Well I must apologise as I have not been keeping up my Blogg, I never was very good at diary keeping. Well since the last posting a lot has happened, I had two more meetings with Dr John Wadley the surgeon at the Royal London to discuss surgery and update my MRI scan. The second MRI scan was taken in May after our first meeting and then we discussed a course of action in June, the scan had showed the cavernoma to be larger than they first thought, and so Gamma Knife might prove too dangerous to have done. However all six of the surgeons working on my case agreed finally that they would perform the operation if I was in agreement. The treatment took place on the 5th September 2007 and the process started at 8am (if you remember this was the day of the London tube strike adding to the excitement)! My decision to have the GK was based on stats, there was a 30% chance of a re bleed (even a small bleed would have a devastating effect in the brainstem) and post surgery that risk would be reduced to 2%. However the surgery itself posed a risk of about 20% chance of me having a return of symptoms I had experienced post bleed the first time permanent or temporary.

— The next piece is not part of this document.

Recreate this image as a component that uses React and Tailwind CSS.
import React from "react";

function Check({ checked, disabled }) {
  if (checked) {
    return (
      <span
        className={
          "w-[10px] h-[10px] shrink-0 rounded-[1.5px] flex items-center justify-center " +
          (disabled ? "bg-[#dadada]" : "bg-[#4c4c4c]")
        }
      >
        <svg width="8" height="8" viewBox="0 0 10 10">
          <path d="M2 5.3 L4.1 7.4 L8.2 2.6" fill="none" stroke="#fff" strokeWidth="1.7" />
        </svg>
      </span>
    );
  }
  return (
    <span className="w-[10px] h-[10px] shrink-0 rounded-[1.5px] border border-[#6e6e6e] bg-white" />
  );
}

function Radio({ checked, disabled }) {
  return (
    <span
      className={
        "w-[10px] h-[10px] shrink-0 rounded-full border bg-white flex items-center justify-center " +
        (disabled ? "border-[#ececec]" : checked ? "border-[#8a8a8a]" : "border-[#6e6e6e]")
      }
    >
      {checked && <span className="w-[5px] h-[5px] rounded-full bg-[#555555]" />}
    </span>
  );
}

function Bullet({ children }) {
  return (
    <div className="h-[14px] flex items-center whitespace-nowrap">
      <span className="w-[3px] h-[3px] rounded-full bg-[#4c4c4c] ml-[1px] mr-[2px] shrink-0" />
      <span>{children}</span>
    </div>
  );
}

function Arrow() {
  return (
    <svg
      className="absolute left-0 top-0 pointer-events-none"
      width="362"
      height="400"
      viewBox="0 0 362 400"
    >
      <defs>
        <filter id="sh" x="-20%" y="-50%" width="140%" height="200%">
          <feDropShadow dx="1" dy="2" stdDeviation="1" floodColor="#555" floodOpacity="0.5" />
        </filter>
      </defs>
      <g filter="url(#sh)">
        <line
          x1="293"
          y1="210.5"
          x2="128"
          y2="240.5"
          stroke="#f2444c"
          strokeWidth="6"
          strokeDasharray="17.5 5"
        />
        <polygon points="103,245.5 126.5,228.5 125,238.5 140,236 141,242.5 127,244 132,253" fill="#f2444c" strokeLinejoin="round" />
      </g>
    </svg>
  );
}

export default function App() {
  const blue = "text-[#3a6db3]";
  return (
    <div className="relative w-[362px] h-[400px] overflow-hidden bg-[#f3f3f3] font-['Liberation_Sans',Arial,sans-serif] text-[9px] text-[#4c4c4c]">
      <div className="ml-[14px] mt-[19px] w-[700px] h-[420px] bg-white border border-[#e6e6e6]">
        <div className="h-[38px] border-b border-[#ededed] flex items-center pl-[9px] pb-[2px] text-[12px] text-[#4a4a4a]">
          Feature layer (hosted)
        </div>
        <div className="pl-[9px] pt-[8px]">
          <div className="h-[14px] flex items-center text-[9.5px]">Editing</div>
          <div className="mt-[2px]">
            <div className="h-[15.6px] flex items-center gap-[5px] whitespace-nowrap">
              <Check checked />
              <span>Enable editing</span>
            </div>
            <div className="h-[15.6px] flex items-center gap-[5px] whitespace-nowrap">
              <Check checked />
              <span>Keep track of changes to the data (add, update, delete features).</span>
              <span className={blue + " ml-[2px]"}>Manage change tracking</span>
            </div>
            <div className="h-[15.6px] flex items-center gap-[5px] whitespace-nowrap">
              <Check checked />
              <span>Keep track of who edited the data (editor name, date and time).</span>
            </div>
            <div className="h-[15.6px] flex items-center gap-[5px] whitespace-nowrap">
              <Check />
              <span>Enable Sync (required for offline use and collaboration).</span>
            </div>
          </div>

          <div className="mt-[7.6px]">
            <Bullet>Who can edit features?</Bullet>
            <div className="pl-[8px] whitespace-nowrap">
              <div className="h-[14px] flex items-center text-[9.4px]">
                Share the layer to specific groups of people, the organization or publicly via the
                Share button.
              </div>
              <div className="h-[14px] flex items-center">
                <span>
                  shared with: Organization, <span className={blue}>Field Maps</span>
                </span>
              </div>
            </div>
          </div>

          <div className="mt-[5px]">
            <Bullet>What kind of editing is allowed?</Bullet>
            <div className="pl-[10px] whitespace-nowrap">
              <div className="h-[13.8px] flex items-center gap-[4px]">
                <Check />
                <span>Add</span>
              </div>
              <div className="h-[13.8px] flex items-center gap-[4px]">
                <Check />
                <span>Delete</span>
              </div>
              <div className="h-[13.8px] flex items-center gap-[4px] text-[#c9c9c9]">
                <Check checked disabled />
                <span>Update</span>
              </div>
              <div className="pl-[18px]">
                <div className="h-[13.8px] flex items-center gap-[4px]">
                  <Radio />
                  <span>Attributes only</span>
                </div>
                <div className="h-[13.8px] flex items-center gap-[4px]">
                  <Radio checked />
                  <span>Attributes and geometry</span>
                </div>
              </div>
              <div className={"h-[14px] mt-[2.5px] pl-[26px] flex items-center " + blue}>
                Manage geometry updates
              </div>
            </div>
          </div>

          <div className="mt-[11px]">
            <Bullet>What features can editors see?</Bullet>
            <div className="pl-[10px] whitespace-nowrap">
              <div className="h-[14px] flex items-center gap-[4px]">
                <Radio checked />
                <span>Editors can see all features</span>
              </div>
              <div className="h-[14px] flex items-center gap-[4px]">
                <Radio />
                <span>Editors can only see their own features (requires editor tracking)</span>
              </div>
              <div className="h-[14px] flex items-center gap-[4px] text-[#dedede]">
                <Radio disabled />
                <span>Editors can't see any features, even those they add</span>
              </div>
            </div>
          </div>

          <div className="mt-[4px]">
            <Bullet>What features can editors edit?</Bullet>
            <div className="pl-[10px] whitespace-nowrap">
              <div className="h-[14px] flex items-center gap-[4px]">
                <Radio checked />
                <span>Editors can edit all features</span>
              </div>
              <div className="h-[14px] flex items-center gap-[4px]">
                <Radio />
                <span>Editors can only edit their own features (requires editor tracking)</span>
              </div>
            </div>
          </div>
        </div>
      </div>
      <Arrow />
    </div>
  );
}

Well I opted to take the risk so my journey began first to Barts and The London at 8am to have the MRI scan and meet part of the team that would be working with Dr Wadley. The MRI scan was a little different than before as they had to fit a frame on my head, this entailed having four very painful injections into my head so that the frame could be bolted onto my head, before the scan (see startled rabbit in the headlights photo). Then at about 10am I was driven in an ambulance with a nurse, and my husband was able to accompany me (this was due to the tube strike) to the Gamma Knife Centre in Harley Street, Marylebone. Here I met Dr Wadley again and the team members that would be working together, also I had another apparatus placed on my head to get precise measurements to prepare my treatment plan of radiation. It was explained to me that there would be 16 positions that the GK machine would rotate my head into before emitting small doses of radiation culminating in 14 grey (a safe amount for the brainstem to receive). I must stress that these rotation movements were minute and hardly noticeable, and unlike an MRI scan I was allowed to move the rest of the body, if I wanted. The GK machine looked like an MRI scanner and you lay on it in the same way.

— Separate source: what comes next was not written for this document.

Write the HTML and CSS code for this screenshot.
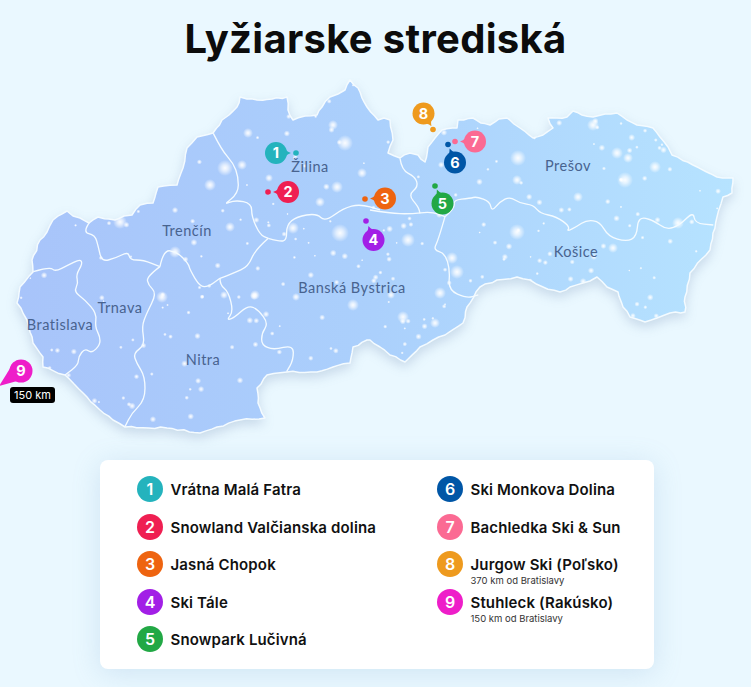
FILE: index.html
```html
<!DOCTYPE html>
<html lang="sk">
<head>
    <meta charset="UTF-8">
    <meta name="viewport" content="width=device-width, initial-scale=1.0">
    <title>Lyžiarske strediská</title>
    <link rel="stylesheet" href="styles.css">
</head>
<body>
    <h1 class="title">Lyžiarske strediská</h1>

    <svg class="map" viewBox="0 78 751 382" width="751" height="382">
        <defs>
            <linearGradient id="land" x1="0" x2="1" y1="0" y2="0">
                <stop offset="0" stop-color="#a8c4fa"/>
                <stop offset="0.5" stop-color="#abd0fc"/>
                <stop offset="1" stop-color="#b6e3ff"/>
            </linearGradient>
            <radialGradient id="speck">
                <stop offset="0" stop-color="#fff" stop-opacity="0.95"/>
                <stop offset="0.4" stop-color="#fff" stop-opacity="0.65"/>
                <stop offset="1" stop-color="#fff" stop-opacity="0"/>
            </radialGradient>
            <path id="outline" d="M17 303 L20 287 L33 272 L32 260 L40 240 L47 232 L53 220 L67 211 L73 216 L80 218 L89 223 L98 217 L115 220 L124 216 L132 215 L140 205 L153 203 L158 187 L177 185 L183 168 L187 148 L197 137 L213 133 L222 120 L229 115 L237 107 L240 97 L247 99 L257 100 L272 99 L287 97 L288 110 L293 120 L305 116 L317 115 L322 107 L330 97 L338 94 L345 90 L350 80 L354 85 L358 88 L362 98 L367 107 L378 120 L384 118 L390 120 L393 140 L388 153 L400 158 L410 153 L418 155 L425 162 L428 147 L435 138 L442 130 L457 128 L458 120 L473 118 L481 123 L490 125 L499 119 L507 118 L514 124 L520 128 L533 138 L543 135 L553 128 L548 118 L557 118 L567 117 L573 111 L582 115 L593 117 L605 114 L617 113 L627 120 L637 125 L653 128 L660 137 L668 147 L672 155 L693 165 L717 177 L733 178 L732 193 L723 197 L717 217 L713 233 L710 250 L690 273 L685 297 L685 312 L670 313 L657 318 L645 322 L630 317 L623 307 L618 292 L607 287 L597 277 L590 281 L583 283 L570 287 L560 292 L543 287 L530 280 L517 277 L497 280 L480 287 L467 307 L463 323 L445 335 L433 340 L420 347 L405 362 L390 355 L380 347 L370 340 L367 340 L353 347 L350 363 L333 367 L317 372 L287 372 L267 375 L257 388 L258 403 L265 418 L240 420 L217 427 L200 433 L167 428 L125 427 L113 420 L100 410 L87 397 L65 375 L43 367 L43 357 L33 343 L27 320 Z"/>
            <clipPath id="land-clip"><use href="#outline"/></clipPath>
            <path id="tail" d="M5 -9 Q9 -2 15 0 Q9 2 5 9 Z"/>
        </defs>

        <use href="#outline" class="land"/>
        <g id="specks" clip-path="url(#land-clip)"></g>
        <use href="#outline" class="edge"/>

        <!-- regions, west part traced at 3x -->
        <g class="border" transform="translate(0 70) scale(0.3333)">
            <path d="M100 605 L150 590 L165 605 L205 585 L240 568 L248 580 L228 615 L235 640 L222 665 L255 690 L290 730 L285 770 L300 800 L300 825 L275 850 L255 835 L235 860 L235 885 L195 915"/>
            <path d="M268 458 L248 487 L285 495 L295 530 L305 575 L345 565 L385 545 L390 570 L430 570 L480 590"/>
            <path d="M480 590 L440 620 L445 645 L470 670 L440 730 L425 770 L435 825 L400 850 L410 880 L435 920 L435 990 L395 1030 L375 1070"/>
            <path d="M480 590 L490 540 L530 545 L565 580 L570 600 L600 650 L625 650 L660 625"/>
            <path d="M640 190 L665 240 L700 280 L715 320 L715 370 L670 405 L705 390 L755 400 L755 440 L780 495 L805 505"/>
            <path d="M805 505 L765 540 L745 590 L700 610 L660 625"/>
            <path d="M660 625 L660 645 L685 665 L700 725 L680 750 L700 745 L745 705 L775 720 L805 760 L785 790 L785 825 L820 840 L880 825 L880 870 L860 905"/>
            <path d="M805 505 L840 515 L860 510 L860 465 L890 440 L950 430 L975 455 L1030 415 L1080 402 L1140 420"/>
        </g>
        <g class="border" transform="translate(370 70) scale(0.3333)">
            <path d="M0 420 L60 430 L120 432 L185 425 L225 440"/>
            <path d="M90 265 L95 300 L135 320 L145 350 L115 375 L145 410 L150 430"/>
            <path d="M225 440 L205 510 L190 540 L225 550 L240 600 L235 660 L290 685 L325 675"/>
            <path d="M225 440 L255 415 L250 390 L300 385 L320 380 L360 395 L365 425 L390 395 L420 380 L450 400 L490 405 L510 430 L560 440 L600 470 L590 485 L620 470 L650 450 L690 455 L715 500 L770 515 L800 500 L805 440 L850 450 L890 480 L930 465 L970 425 L975 460 L1030 465"/>
        </g>

        <g class="labels">
            <text x="310" y="172">Žilina</text>
            <text x="187" y="236">Trenčín</text>
            <text x="60" y="330">Bratislava</text>
            <text x="120" y="313">Trnava</text>
            <text x="203" y="365">Nitra</text>
            <text x="352" y="293">Banská Bystrica</text>
            <text x="568" y="171">Prešov</text>
            <text x="576" y="257">Košice</text>
        </g>

        <g class="pin pin-1">
            <circle cx="296" cy="153" r="2.8"/>
            <use href="#tail" transform="translate(276 153)"/>
            <circle cx="276" cy="153" r="11"/>
            <text x="276" y="158">1</text>
        </g>
        <g class="pin pin-2">
            <circle cx="268" cy="192" r="2.8"/>
            <use href="#tail" transform="translate(288 192) rotate(180)"/>
            <circle cx="288" cy="192" r="11"/>
            <text x="288" y="197">2</text>
        </g>
        <g class="pin pin-3">
            <circle cx="365" cy="199" r="2.8"/>
            <use href="#tail" transform="translate(385 198.5) rotate(180)"/>
            <circle cx="385" cy="198.5" r="11"/>
            <text x="385" y="203.5">3</text>
        </g>
        <g class="pin pin-4">
            <circle cx="366" cy="221" r="2.8"/>
            <use href="#tail" transform="translate(373.5 240) rotate(-110)"/>
            <circle cx="373.5" cy="240" r="11"/>
            <text x="373.5" y="245">4</text>
        </g>
        <g class="pin pin-5">
            <circle cx="435" cy="186" r="2.8"/>
            <use href="#tail" transform="translate(442.5 203.5) rotate(-112)"/>
            <circle cx="442.5" cy="203.5" r="11"/>
            <text x="442.5" y="208.5">5</text>
        </g>
        <g class="pin pin-6">
            <circle cx="448" cy="144.5" r="2.8"/>
            <use href="#tail" transform="translate(455 162.5) rotate(-111)"/>
            <circle cx="455" cy="162.5" r="11"/>
            <text x="455" y="167.5">6</text>
        </g>
        <g class="pin pin-7">
            <circle cx="455" cy="141.5" r="2.8"/>
            <use href="#tail" transform="translate(475 141.5) rotate(180)"/>
            <circle cx="475" cy="141.5" r="11"/>
            <text x="475" y="146.5">7</text>
        </g>
        <g class="pin pin-8">
            <circle cx="433" cy="129.5" r="2.8"/>
            <use href="#tail" transform="translate(423.5 113.5) rotate(58)"/>
            <circle cx="423.5" cy="113.5" r="11"/>
            <text x="423.5" y="118.5">8</text>
        </g>
        <g class="pin pin-9">
            <path d="M-1 386 L14 362 L28 378 Z"/>
            <circle cx="21" cy="371" r="11.5"/>
            <text x="21" y="376">9</text>
        </g>

        <rect class="tag" x="10" y="387" width="45" height="16" rx="3"/>
        <text class="tag-text" x="32.5" y="399">150 km</text>
    </svg>

    <section class="legend">
        <div class="place"><span class="num pin-1">1</span><div><div class="name">Vrátna Malá Fatra</div></div></div>
        <div class="place"><span class="num pin-2">2</span><div><div class="name">Snowland Valčianska dolina</div></div></div>
        <div class="place"><span class="num pin-3">3</span><div><div class="name">Jasná Chopok</div></div></div>
        <div class="place"><span class="num pin-4">4</span><div><div class="name">Ski Tále</div></div></div>
        <div class="place"><span class="num pin-5">5</span><div><div class="name">Snowpark Lučivná</div></div></div>
        <div class="place"><span class="num pin-6">6</span><div><div class="name">Ski Monkova Dolina</div></div></div>
        <div class="place"><span class="num pin-7">7</span><div><div class="name">Bachledka Ski &amp; Sun</div></div></div>
        <div class="place"><span class="num pin-8">8</span><div><div class="name">Jurgow Ski (Poľsko)</div><div class="note">370 km od Bratislavy</div></div></div>
        <div class="place"><span class="num pin-9">9</span><div><div class="name">Stuhleck (Rakúsko)</div><div class="note">150 km od Bratislavy</div></div></div>
    </section>

    <script src="map.js"></script>
</body>
</html>
```
FILE: styles.css
```css
body {
    margin: 0;
    height: 687px;
    overflow: hidden;
    background-color: #eaf8ff;
    font-family: "Inter", "Liberation Sans", sans-serif;
    color: #111;
}

.title {
    margin: 0;
    height: 78px;
    line-height: 78px;
    text-align: center;
    font-size: 40px;
    font-weight: 700;
    letter-spacing: 0.3px;
    color: #0c0c0c;
}

.map {
    display: block;
}

.land {
    fill: url(#land);
    filter: drop-shadow(0 5px 6px rgba(70, 100, 150, 0.22));
}

.edge {
    fill: none;
    stroke: #f4fbff;
    stroke-width: 1.5;
    stroke-linejoin: round;
}

.border path {
    fill: none;
    stroke: #f4fbff;
    stroke-width: 4;
    stroke-linejoin: round;
}

.labels text {
    font-family: "Lato", sans-serif;
    font-size: 14.5px;
    letter-spacing: 0.5px;
    text-anchor: middle;
    fill: #48638f;
}

.pin text {
    font-size: 14.5px;
    font-weight: 700;
    text-anchor: middle;
    fill: #fff;
}

.pin-1 { fill: #24b3bd; background-color: #24b3bd; }
.pin-2 { fill: #ef1f52; background-color: #ef1f52; }
.pin-3 { fill: #ee6410; background-color: #ee6410; }
.pin-4 { fill: #a21fe6; background-color: #a21fe6; }
.pin-5 { fill: #22a845; background-color: #22a845; }
.pin-6 { fill: #0056a6; background-color: #0056a6; }
.pin-7 { fill: #fb6a93; background-color: #fb6a93; }
.pin-8 { fill: #ee9a1e; background-color: #ee9a1e; }
.pin-9 { fill: #ee1ec9; background-color: #ee1ec9; }

.tag {
    fill: #000;
}

.tag-text {
    font-size: 11px;
    text-anchor: middle;
    fill: #fff;
}

.legend {
    box-sizing: border-box;
    width: 554px;
    height: 209px;
    margin-left: 100px;
    padding: 16px 0 0 37px;
    display: grid;
    grid-template-rows: repeat(5, 26px);
    grid-template-columns: 300px 1fr;
    grid-auto-flow: column;
    row-gap: 11.5px;
    background-color: #fff;
    border-radius: 8px;
    box-shadow: 0 4px 28px rgba(110, 160, 200, 0.22);
}

.place {
    display: flex;
    gap: 7.5px;
}

.num {
    flex: none;
    width: 26px;
    height: 26px;
    border-radius: 50%;
    text-align: center;
    line-height: 26px;
    font-size: 16px;
    font-weight: 600;
    color: #fff;
}

.name {
    line-height: 27px;
    font-size: 15px;
    font-weight: 600;
    letter-spacing: 0.15px;
}

.note {
    margin-top: -3px;
    line-height: 11px;
    font-size: 9.5px;
    color: #333;
}
```
FILE: map.js
```js
// bigger snow spots, read off the picture
const spots = [
    [225,168,8],[210,185,6],[120,222,7],[175,252,6],[345,143,8],[340,233,9],[293,228,6],[248,133,5],
    [242,165,5],[230,227,5],[337,187,6],[320,202,5],[362,173,5],[162,297,6],[255,295,5],[353,305,6],
    [518,158,8],[625,180,8],[593,125,6],[517,232,8],[457,272,7],[452,258,6],[408,240,7],[440,293,6],
    [403,317,6],[613,248,5],[678,223,6],[578,197,5],[655,167,6],[628,158,5],[435,323,5],[517,180,5],
    [617,153,6],[269,178,4],[333,125,5],[391,295,4],[254,296,4],[296,297,4],[224,295,4]
];

// the small ones just need to look scattered, so a fixed seed
let seed = 7;
function rnd() {
    seed = (seed * 16807) % 2147483647;
    return seed / 2147483647;
}

for (let i = 0; i < 420; i++) {
    spots.push([20 + rnd() * 715, 85 + rnd() * 345, 1.2 + rnd() * 2.3]);
}

const group = document.getElementById('specks');
spots.forEach(function (s) {
    const c = document.createElementNS('http://www.w3.org/2000/svg', 'circle');
    c.setAttribute('cx', s[0]);
    c.setAttribute('cy', s[1]);
    c.setAttribute('r', s[2]);
    c.setAttribute('fill', 'url(#speck)');
    group.appendChild(c);
});

function points(d) {
    return d.match(/-?[\d.]+ -?[\d.]+/g).map(function (p) {
        return p.split(' ').map(Number);
    });
}

// region borders were traced as straight pieces, round them off
document.querySelectorAll('.border path').forEach(function (path) {
    const pts = points(path.getAttribute('d'));
    let d = 'M' + pts[0].join(' ');
    for (let i = 1; i < pts.length - 1; i++) {
        const midX = (pts[i][0] + pts[i + 1][0]) / 2;
        const midY = (pts[i][1] + pts[i + 1][1]) / 2;
        d += ' Q' + pts[i].join(' ') + ' ' + midX + ' ' + midY;
    }
    d += ' L' + pts[pts.length - 1].join(' ');
    path.setAttribute('d', d);
});

// the coast is rough, break the long pieces up a little
const outline = document.getElementById('outline');
const coast = points(outline.getAttribute('d'));
let rough = 'M' + coast[0].join(' ');
coast.forEach(function (p, i) {
    const next = coast[(i + 1) % coast.length];
    const steps = Math.max(1, Math.round(Math.hypot(next[0] - p[0], next[1] - p[1]) / 6));
    for (let k = 1; k <= steps; k++) {
        const t = k / steps;
        const wobble = k === steps ? 0 : 1.6;
        const x = p[0] + (next[0] - p[0]) * t + (rnd() - 0.5) * wobble;
        const y = p[1] + (next[1] - p[1]) * t + (rnd() - 0.5) * wobble;
        rough += ' L' + x.toFixed(1) + ' ' + y.toFixed(1);
    }
});
outline.setAttribute('d', rough + ' Z');
```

I moved in and out of the GK machine 16 times and the whole procedure took 54 mins, each time I came out of the machine there was a bing bong sound (like at the check out of a super market) the nurses also suggested that I chose some music for the event so the room was filled with soul classics such as 'I feel Good' by James Brown and 'Sexual Healing'by Marvin Gaye(I know a strange choice but you should have seen the other options ABBA and Britney Spears)! Once this was complete I was released from the head frame and walked out of the treatment room (next photo), then after a bit of a wait (again due to the tube strike) myself my husband and the nurse were taken to the Royal London to settle me in a bed for the night. My head felt very numb and a bit bruised but apart from that everything else was fine, in fact I felt elated that it was all over. It will be two years before they will know if it has been effective and if there will be any side effects from the radiation. I can say that I have slept alot and my head is still bruised two weeks post surgery, but apart from that everything seems ok.

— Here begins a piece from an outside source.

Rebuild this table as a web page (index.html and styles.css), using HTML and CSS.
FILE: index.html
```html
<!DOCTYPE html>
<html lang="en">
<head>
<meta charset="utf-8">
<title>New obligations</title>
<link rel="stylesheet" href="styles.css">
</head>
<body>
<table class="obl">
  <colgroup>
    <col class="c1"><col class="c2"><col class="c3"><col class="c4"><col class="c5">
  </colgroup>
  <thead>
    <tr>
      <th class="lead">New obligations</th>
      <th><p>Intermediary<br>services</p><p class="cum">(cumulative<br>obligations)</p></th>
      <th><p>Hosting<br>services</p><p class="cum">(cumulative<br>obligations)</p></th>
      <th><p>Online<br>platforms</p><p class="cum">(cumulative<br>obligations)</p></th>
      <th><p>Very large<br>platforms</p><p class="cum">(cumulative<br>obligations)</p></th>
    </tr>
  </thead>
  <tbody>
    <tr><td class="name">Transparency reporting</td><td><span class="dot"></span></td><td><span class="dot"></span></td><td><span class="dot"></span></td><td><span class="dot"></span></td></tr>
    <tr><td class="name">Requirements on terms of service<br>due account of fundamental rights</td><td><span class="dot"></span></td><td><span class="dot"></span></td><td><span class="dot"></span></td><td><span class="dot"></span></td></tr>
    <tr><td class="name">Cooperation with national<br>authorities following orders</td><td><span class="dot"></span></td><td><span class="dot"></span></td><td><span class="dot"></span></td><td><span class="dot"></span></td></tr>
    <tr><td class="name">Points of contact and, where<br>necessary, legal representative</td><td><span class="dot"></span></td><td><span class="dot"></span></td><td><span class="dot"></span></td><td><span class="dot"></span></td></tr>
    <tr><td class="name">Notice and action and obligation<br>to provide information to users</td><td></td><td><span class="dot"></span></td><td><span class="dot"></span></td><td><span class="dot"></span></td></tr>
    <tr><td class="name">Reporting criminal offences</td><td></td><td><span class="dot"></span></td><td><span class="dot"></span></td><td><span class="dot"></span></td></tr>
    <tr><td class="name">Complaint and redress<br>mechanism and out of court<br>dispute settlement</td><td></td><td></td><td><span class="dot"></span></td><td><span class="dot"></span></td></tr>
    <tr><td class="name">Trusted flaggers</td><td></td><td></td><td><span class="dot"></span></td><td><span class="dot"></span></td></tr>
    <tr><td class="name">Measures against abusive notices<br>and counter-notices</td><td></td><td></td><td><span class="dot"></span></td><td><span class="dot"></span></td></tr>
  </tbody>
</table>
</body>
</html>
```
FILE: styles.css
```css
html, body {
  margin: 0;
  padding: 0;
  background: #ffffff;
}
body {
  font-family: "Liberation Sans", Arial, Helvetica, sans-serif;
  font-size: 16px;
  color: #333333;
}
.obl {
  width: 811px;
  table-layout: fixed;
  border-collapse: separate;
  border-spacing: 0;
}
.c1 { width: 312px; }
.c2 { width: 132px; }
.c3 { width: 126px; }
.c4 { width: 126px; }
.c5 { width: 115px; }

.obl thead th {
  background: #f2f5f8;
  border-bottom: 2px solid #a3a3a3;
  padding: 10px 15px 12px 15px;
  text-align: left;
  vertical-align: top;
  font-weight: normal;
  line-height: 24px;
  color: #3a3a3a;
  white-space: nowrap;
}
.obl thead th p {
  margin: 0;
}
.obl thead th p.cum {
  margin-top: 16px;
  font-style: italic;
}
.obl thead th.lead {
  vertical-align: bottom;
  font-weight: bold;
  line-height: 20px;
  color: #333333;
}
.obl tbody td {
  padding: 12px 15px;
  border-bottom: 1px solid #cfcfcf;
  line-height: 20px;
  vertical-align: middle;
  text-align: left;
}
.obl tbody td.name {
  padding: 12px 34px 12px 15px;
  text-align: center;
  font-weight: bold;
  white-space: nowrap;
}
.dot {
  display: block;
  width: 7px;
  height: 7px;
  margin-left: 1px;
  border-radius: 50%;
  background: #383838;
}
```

I am glad that I have had the surgery done and feel very positive, even though my head still feels bruised I am sure this will heal. I have been putting Chamomile ointment on my head and taking a homeopathic remedy Passiflora meant to assist with something traumatic happening either physical or emotional. I think I can tick both those boxes, although I shut a lot of my fears out and did not allow my self to dwell on the worst of them.